Because while adults argue about language and labels online, real kids are struggling offline.

Children today are growing up in a world that is louder, faster, and more psychologically intense than any generation before them. Anxiety is rising. Depression is rising. Social isolation is rising. Bullying has migrated from the hallway to the phone, and it never stops.

Kids are being exposed to adult conversations at younger and younger ages, often without the maturity or support systems to process them. Here is the part that should concern everyone, regardless of politics. Our schools are not resourced for this reality.

We do not have enough counselors. We do not have enough psychologists. We do not have enough early childhood behavioral specialists. We do not have enough social workers. We do not have enough trained staff able to identify distress early and intervene appropriately.

Florida, like the rest of the country, faces a serious shortage of youth mental health professionals. When children struggle, too often there is simply no one available to help early.

In many communities the need is obvious and urgent. Yet the conversation we keep getting is not about expanding mental health support, strengthening early intervention, or helping families navigate difficult moments.

Instead we get a never-ending cycle of political conflict that makes everyone more anxious and less able to hear one another. Let me be clear about something. Individuality is not the problem. People are complex. People do not fit neatly into stereotypes. Many never have.

A woman who does not feel like a “girly girl” is not a threat. A man who does not relate to traditional masculinity is not a threat. People exploring their identity is not a threat.

The real problem is the commercialization of identity.

When media outlets treat every celebrity quote as a cultural emergency, they are not helping LGBTQ people. They are feeding a machine that thrives on division. And that machine does not care who gets hurt.

It hurts trans people, because it turns their lives into content and controversy instead of treating them as human beings navigating deeply personal realities.

It hurts gay people, because it reduces an entire community to a political symbol rather than recognizing the diversity of real lives and experiences.

It hurts women, because it suggests that not fitting stereotypes requires a new label, when the entire history of women’s equality has been about expanding freedom beyond those stereotypes.

It hurts families, because it creates confusion without support and noise without guidance. And it hurts the arts as well.

Drag, theater, and performance have long been places where society explores humor, character, and freedom. But when everything becomes political warfare, the public begins to associate even artistic expression with endless conflict.

People withdraw. Not because they hate anyone, but because they are exhausted by the noise. This is the great irony of our moment. A culture that claims to be expanding freedom is, in practice, shrinking it. Not through laws alone, but through fear.

Fear of saying the wrong thing. Fear of being attacked online. Fear of asking a sincere question. Fear of being dragged into a fight that never ends. We cannot build a healthy society that way. And we cannot build a healthy LGBTQ movement that way either.

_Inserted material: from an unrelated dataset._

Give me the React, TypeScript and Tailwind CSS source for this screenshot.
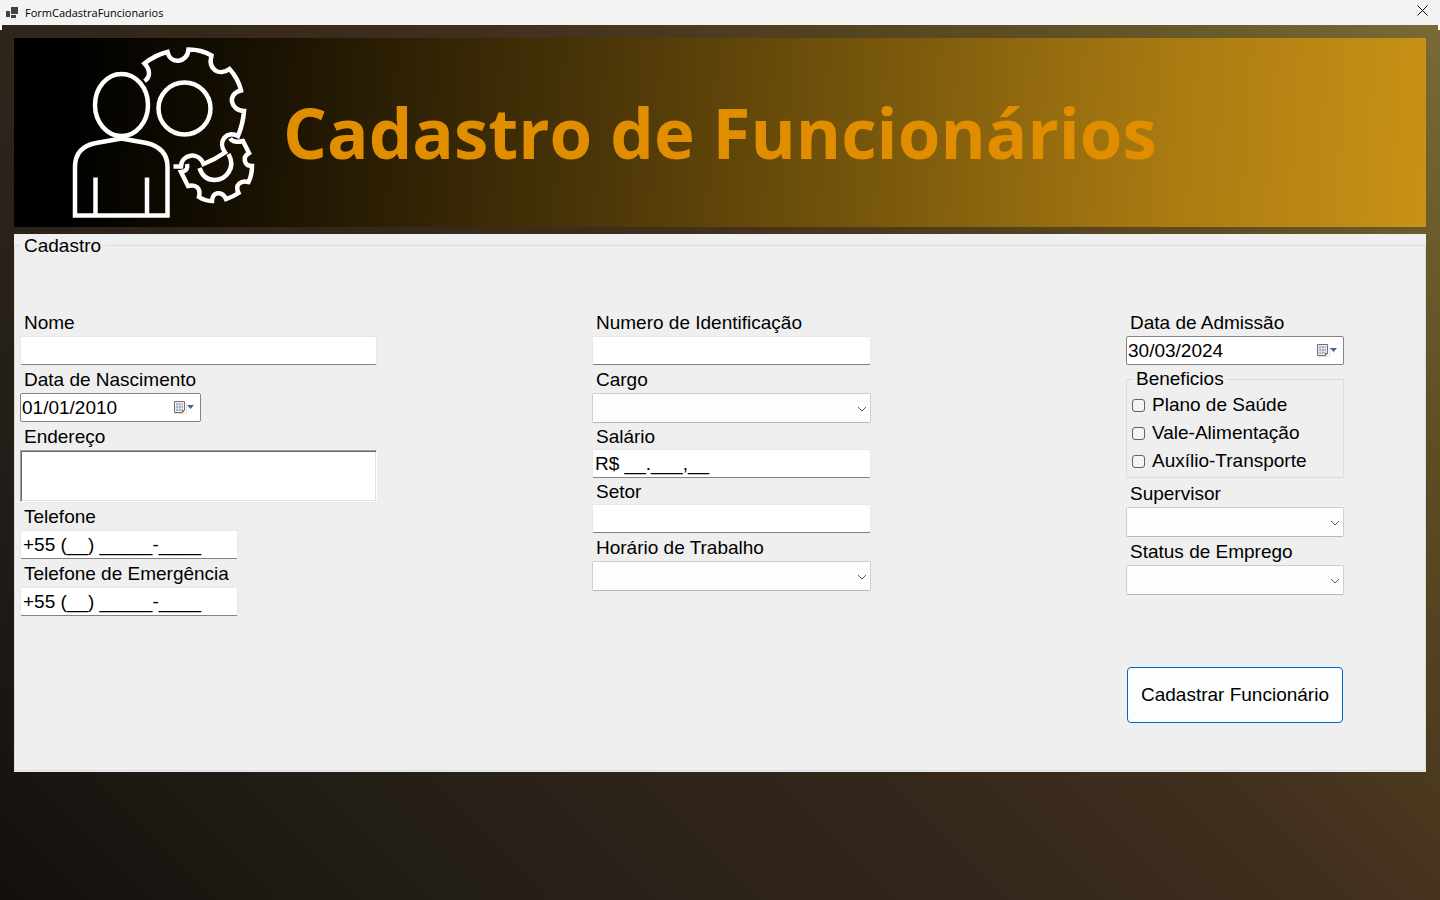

The LGBTQ community did not fight for decades to replace one set of rigid boxes with another. The goal was always freedom. The goal was dignity. The goal was the right to live honestly without harassment and without the state policing private life.

If we want to protect that legacy, we need to be honest about what is happening now.

There are advocacy organizations doing important work. There are journalists covering real issues responsibly. There are educators and mental health professionals trying to help kids navigate a complicated world.

But there is also a profitable ecosystem of consultants, influencers, and outrage merchants who benefit from keeping the temperature high. They do not want resolution. They want engagement. And engagement requires conflict.

So what do we do? We return to what actually helps. We invest in mental health resources in schools. We expand early childhood support. We make sure kids who are struggling can access qualified professionals. We strengthen families and communities instead of turning them into ideological battlegrounds.

We treat adults like adults. We respect personal freedom. We stop demanding that every workplace become a permanent cultural battlefield. Professionalism is not oppression. Respect is not hate. Equal treatment is not cruelty. We also stop confusing stereotypes with identity.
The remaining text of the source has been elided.